To address the difficulty in testing the dynamic support stiffness of electric spindles under rotating conditions, an online testing device for the dynamic support stiffness of electric spindles under high-speed rotation was developed. The test results of the preloaded combined bearings under combined loads were analyzed. The main conclusions are as follows:

(1)

The support stiffness of the front and rear bearings of the electric spindle increases with the increase in radial load, and the phenomenon of dynamic support stiffness “softening” caused by increasing rotational speed can be suppressed to some extent.

(2)

As the rotational speed of the electric spindle increases, the support stiffness of the front and rear bearings exhibits a reduction in stiffness. Under the influence of centrifugal force and inner ring expansion, the increase in rotational speed nonlinearly enlarges the contact angle and contact load between the rolling elements and the inner/outer raceways. However, the axial component of the contact load can partially counteract the stiffness “weakening” phenomenon caused by the increase in rotational speed.

(3)

An increase in axial load raises the preload on the front and rear bearings, enlarging the contact area between the rolling elements and the micro-convexities of the inner/outer raceways. Consequently, the dynamic support stiffness of the combined bearings improves, significantly mitigating the “softening” effect of the electric spindle’s dynamic support stiffness as rotational speed increases.

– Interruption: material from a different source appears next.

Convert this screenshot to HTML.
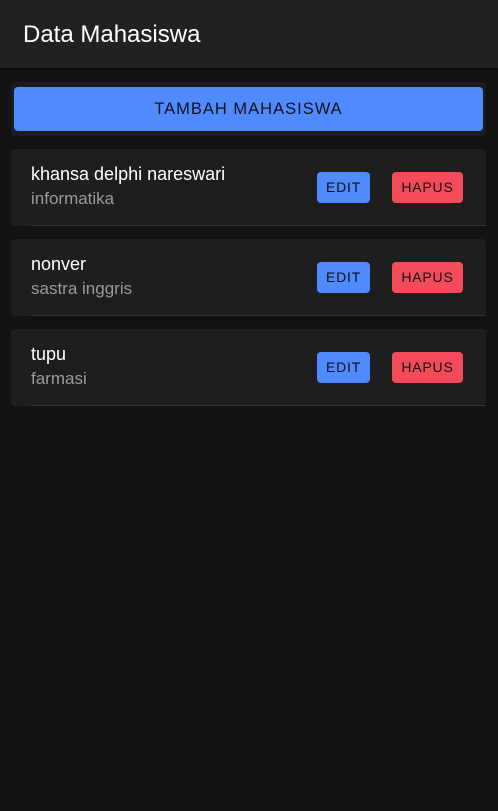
<!DOCTYPE html>
<html><head><style>
body{margin:0;width:498px;height:811px;background:#121212;font-family:"Liberation Sans",sans-serif;position:relative;overflow:hidden}
.hdr{position:absolute;left:0;top:0;width:498px;height:68px;background:#212121;box-shadow:0 2px 4px rgba(0,0,0,.5)}
.hdr span{position:absolute;left:23px;top:21px;font-size:24px;color:#fff}
.wrap{position:absolute;left:11px;top:82px;width:475px;height:54px;background:#1c1c1c;border-radius:4px}
.add{position:absolute;left:3px;top:5px;width:469px;height:44px;background:#4f8bff;border-radius:4px;color:#111;font-size:16.5px;letter-spacing:1px;text-align:center;line-height:45px}
.card{position:absolute;left:11px;width:475px;height:77px;background:#1e1e1e;border-radius:4px}
.card:after{content:"";position:absolute;left:20px;right:0;bottom:0;height:1px;background:#333}
.n{position:absolute;left:20px;top:15px;font-size:18px;color:#fff}
.s{position:absolute;left:20px;top:40px;font-size:17px;color:#9a9a9a}
.b{position:absolute;top:23px;height:31px;line-height:31px;border-radius:4px;font-size:14px;letter-spacing:.8px;color:#111;text-align:center}
.e{left:306px;width:53px;background:#4f8bff}
.h{left:381px;width:71px;background:#f44b5b}
</style></head><body>
<div class="hdr"><span>Data Mahasiswa</span></div>
<div class="wrap"><div class="add">TAMBAH MAHASISWA</div></div>
<div class="card" style="top:149px"><div class="n">khansa delphi nareswari</div><div class="s">informatika</div><div class="b e">EDIT</div><div class="b h">HAPUS</div></div>
<div class="card" style="top:239px"><div class="n">nonver</div><div class="s">sastra inggris</div><div class="b e">EDIT</div><div class="b h">HAPUS</div></div>
<div class="card" style="top:329px"><div class="n">tupu</div><div class="s">farmasi</div><div class="b e">EDIT</div><div class="b h">HAPUS</div></div>
</body></html>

The non-contact online testing device for electric spindle bearing stiffness developed in this study can effectively measure the dynamic stiffness of electric spindles under high-speed rotation. However, this paper only provides a preliminary analysis of the test results and overlooks the dynamic characteristic changes caused by the conical interface between the spindle and tool holder. Future research will focus on improving measurement accuracy and establishing a digital twin model for spindle operation.